▸ Task to carry out:
Copy each of the entries below faithfully, setting aside any pictures.

▸ Material to process:
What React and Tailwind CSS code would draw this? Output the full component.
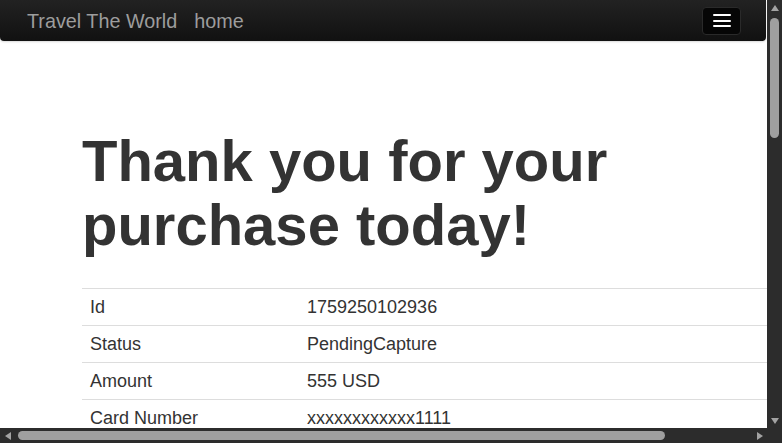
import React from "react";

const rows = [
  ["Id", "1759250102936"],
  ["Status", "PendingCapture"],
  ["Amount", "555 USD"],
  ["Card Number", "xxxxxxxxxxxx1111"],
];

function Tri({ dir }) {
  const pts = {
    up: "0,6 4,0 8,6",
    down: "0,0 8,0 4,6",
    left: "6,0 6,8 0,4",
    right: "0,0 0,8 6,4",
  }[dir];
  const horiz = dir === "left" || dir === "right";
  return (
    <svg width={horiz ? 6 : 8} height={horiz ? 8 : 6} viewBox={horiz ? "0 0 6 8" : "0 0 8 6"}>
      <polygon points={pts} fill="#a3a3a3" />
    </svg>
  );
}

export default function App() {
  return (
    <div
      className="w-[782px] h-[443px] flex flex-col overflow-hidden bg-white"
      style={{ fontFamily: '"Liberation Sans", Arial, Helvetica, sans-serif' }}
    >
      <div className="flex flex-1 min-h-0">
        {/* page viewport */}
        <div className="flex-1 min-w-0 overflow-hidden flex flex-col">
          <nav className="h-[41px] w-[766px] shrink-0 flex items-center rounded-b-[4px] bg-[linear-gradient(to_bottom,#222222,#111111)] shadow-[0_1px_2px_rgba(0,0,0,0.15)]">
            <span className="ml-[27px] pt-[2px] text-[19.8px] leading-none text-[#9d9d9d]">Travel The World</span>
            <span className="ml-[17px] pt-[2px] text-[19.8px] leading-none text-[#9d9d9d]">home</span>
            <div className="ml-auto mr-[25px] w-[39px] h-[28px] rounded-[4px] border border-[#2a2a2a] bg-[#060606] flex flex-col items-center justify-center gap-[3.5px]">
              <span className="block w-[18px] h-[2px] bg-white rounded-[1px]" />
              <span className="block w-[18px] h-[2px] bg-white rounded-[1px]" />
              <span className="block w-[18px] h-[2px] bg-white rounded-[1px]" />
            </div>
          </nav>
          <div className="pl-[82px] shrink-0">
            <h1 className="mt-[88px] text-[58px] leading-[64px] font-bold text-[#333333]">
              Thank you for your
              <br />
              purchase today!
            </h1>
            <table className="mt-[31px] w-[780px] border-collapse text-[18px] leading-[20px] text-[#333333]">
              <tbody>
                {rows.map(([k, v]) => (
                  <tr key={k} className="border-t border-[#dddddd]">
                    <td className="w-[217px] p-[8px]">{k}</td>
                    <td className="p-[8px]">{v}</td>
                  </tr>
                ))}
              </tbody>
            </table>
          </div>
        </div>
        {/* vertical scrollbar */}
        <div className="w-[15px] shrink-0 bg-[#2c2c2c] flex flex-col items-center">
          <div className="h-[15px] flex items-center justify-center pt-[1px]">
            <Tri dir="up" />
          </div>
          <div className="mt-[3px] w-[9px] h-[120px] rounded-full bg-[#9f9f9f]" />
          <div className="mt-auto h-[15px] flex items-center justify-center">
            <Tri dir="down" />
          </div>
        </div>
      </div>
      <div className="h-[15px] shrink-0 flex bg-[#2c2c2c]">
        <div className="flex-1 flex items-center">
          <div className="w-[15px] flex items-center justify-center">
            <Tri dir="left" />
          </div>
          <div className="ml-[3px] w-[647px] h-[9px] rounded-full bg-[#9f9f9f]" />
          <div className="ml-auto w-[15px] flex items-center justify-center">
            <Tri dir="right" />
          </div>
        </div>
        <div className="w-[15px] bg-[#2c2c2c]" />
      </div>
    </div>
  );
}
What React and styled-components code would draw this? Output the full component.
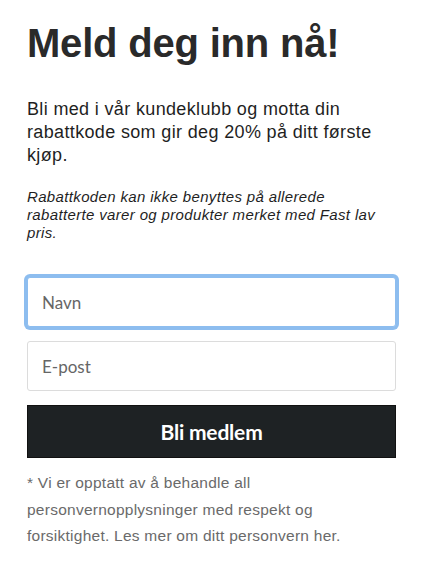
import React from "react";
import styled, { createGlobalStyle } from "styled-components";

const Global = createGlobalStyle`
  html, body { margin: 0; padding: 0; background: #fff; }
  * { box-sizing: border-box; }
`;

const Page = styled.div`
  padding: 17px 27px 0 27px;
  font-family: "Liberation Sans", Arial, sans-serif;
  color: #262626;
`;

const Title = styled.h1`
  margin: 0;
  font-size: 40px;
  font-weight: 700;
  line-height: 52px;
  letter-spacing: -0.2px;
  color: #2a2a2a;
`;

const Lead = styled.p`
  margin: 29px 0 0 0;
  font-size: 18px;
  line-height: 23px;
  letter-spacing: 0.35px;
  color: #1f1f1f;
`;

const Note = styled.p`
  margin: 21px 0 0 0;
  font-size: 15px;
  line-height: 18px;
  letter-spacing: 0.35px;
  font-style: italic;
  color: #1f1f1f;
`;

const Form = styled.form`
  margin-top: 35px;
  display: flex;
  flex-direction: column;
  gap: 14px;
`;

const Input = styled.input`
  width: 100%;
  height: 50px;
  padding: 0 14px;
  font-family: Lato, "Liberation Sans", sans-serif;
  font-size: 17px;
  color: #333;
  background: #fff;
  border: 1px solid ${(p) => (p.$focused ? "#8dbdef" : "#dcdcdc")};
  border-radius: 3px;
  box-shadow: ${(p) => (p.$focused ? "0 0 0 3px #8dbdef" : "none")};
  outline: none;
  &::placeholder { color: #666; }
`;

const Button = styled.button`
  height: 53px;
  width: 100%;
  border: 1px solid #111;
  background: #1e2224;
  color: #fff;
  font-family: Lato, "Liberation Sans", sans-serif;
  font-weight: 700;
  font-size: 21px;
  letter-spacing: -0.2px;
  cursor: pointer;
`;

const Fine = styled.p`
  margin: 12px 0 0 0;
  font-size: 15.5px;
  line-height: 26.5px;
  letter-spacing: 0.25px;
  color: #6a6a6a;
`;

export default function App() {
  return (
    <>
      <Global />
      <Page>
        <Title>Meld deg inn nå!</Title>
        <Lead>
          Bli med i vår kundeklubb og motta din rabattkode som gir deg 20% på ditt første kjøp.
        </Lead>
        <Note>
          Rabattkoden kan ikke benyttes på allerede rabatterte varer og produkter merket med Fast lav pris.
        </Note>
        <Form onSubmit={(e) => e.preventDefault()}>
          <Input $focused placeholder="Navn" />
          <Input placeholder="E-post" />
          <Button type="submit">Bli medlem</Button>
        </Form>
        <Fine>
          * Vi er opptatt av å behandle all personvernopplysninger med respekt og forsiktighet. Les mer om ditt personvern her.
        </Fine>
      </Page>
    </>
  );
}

▸ The answer:
What React and Tailwind CSS code would draw this? Output the full component.
import React from "react";

const rows = [
  ["Id", "1759250102936"],
  ["Status", "PendingCapture"],
  ["Amount", "555 USD"],
  ["Card Number", "xxxxxxxxxxxx1111"],
];

function Tri({ dir }) {
  const pts = {
    up: "0,6 4,0 8,6",
    down: "0,0 8,0 4,6",
    left: "6,0 6,8 0,4",
    right: "0,0 0,8 6,4",
  }[dir];
  const horiz = dir === "left" || dir === "right";
  return (
    <svg width={horiz ? 6 : 8} height={horiz ? 8 : 6} viewBox={horiz ? "0 0 6 8" : "0 0 8 6"}>
      <polygon points={pts} fill="#a3a3a3" />
    </svg>
  );
}

export default function App() {
  return (
    <div
      className="w-[782px] h-[443px] flex flex-col overflow-hidden bg-white"
      style={{ fontFamily: '"Liberation Sans", Arial, Helvetica, sans-serif' }}
    >
      <div className="flex flex-1 min-h-0">
        {/* page viewport */}
        <div className="flex-1 min-w-0 overflow-hidden flex flex-col">
          <nav className="h-[41px] w-[766px] shrink-0 flex items-center rounded-b-[4px] bg-[linear-gradient(to_bottom,#222222,#111111)] shadow-[0_1px_2px_rgba(0,0,0,0.15)]">
            <span className="ml-[27px] pt-[2px] text-[19.8px] leading-none text-[#9d9d9d]">Travel The World</span>
            <span className="ml-[17px] pt-[2px] text-[19.8px] leading-none text-[#9d9d9d]">home</span>
            <div className="ml-auto mr-[25px] w-[39px] h-[28px] rounded-[4px] border border-[#2a2a2a] bg-[#060606] flex flex-col items-center justify-center gap-[3.5px]">
              <span className="block w-[18px] h-[2px] bg-white rounded-[1px]" />
              <span className="block w-[18px] h-[2px] bg-white rounded-[1px]" />
              <span className="block w-[18px] h-[2px] bg-white rounded-[1px]" />
            </div>
          </nav>
          <div className="pl-[82px] shrink-0">
            <h1 className="mt-[88px] text-[58px] leading-[64px] font-bold text-[#333333]">
              Thank you for your
              <br />
              purchase today!
            </h1>
            <table className="mt-[31px] w-[780px] border-collapse text-[18px] leading-[20px] text-[#333333]">
              <tbody>
                {rows.map(([k, v]) => (
                  <tr key={k} className="border-t border-[#dddddd]">
                    <td className="w-[217px] p-[8px]">{k}</td>
                    <td className="p-[8px]">{v}</td>
                  </tr>
                ))}
              </tbody>
            </table>
          </div>
        </div>
        {/* vertical scrollbar */}
        <div className="w-[15px] shrink-0 bg-[#2c2c2c] flex flex-col items-center">
          <div className="h-[15px] flex items-center justify-center pt-[1px]">
            <Tri dir="up" />
          </div>
          <div className="mt-[3px] w-[9px] h-[120px] rounded-full bg-[#9f9f9f]" />
          <div className="mt-auto h-[15px] flex items-center justify-center">
            <Tri dir="down" />
          </div>
        </div>
      </div>
      <div className="h-[15px] shrink-0 flex bg-[#2c2c2c]">
        <div className="flex-1 flex items-center">
          <div className="w-[15px] flex items-center justify-center">
            <Tri dir="left" />
          </div>
          <div className="ml-[3px] w-[647px] h-[9px] rounded-full bg-[#9f9f9f]" />
          <div className="ml-auto w-[15px] flex items-center justify-center">
            <Tri dir="right" />
          </div>
        </div>
        <div className="w-[15px] bg-[#2c2c2c]" />
      </div>
    </div>
  );
}
What React and styled-components code would draw this? Output the full component.
import React from "react";
import styled, { createGlobalStyle } from "styled-components";

const Global = createGlobalStyle`
  html, body { margin: 0; padding: 0; background: #fff; }
  * { box-sizing: border-box; }
`;

const Page = styled.div`
  padding: 17px 27px 0 27px;
  font-family: "Liberation Sans", Arial, sans-serif;
  color: #262626;
`;

const Title = styled.h1`
  margin: 0;
  font-size: 40px;
  font-weight: 700;
  line-height: 52px;
  letter-spacing: -0.2px;
  color: #2a2a2a;
`;

const Lead = styled.p`
  margin: 29px 0 0 0;
  font-size: 18px;
  line-height: 23px;
  letter-spacing: 0.35px;
  color: #1f1f1f;
`;

const Note = styled.p`
  margin: 21px 0 0 0;
  font-size: 15px;
  line-height: 18px;
  letter-spacing: 0.35px;
  font-style: italic;
  color: #1f1f1f;
`;

const Form = styled.form`
  margin-top: 35px;
  display: flex;
  flex-direction: column;
  gap: 14px;
`;

const Input = styled.input`
  width: 100%;
  height: 50px;
  padding: 0 14px;
  font-family: Lato, "Liberation Sans", sans-serif;
  font-size: 17px;
  color: #333;
  background: #fff;
  border: 1px solid ${(p) => (p.$focused ? "#8dbdef" : "#dcdcdc")};
  border-radius: 3px;
  box-shadow: ${(p) => (p.$focused ? "0 0 0 3px #8dbdef" : "none")};
  outline: none;
  &::placeholder { color: #666; }
`;

const Button = styled.button`
  height: 53px;
  width: 100%;
  border: 1px solid #111;
  background: #1e2224;
  color: #fff;
  font-family: Lato, "Liberation Sans", sans-serif;
  font-weight: 700;
  font-size: 21px;
  letter-spacing: -0.2px;
  cursor: pointer;
`;

const Fine = styled.p`
  margin: 12px 0 0 0;
  font-size: 15.5px;
  line-height: 26.5px;
  letter-spacing: 0.25px;
  color: #6a6a6a;
`;

export default function App() {
  return (
    <>
      <Global />
      <Page>
        <Title>Meld deg inn nå!</Title>
        <Lead>
          Bli med i vår kundeklubb og motta din rabattkode som gir deg 20% på ditt første kjøp.
        </Lead>
        <Note>
          Rabattkoden kan ikke benyttes på allerede rabatterte varer og produkter merket med Fast lav pris.
        </Note>
        <Form onSubmit={(e) => e.preventDefault()}>
          <Input $focused placeholder="Navn" />
          <Input placeholder="E-post" />
          <Button type="submit">Bli medlem</Button>
        </Form>
        <Fine>
          * Vi er opptatt av å behandle all personvernopplysninger med respekt og forsiktighet. Les mer om ditt personvern her.
        </Fine>
      </Page>
    </>
  );
}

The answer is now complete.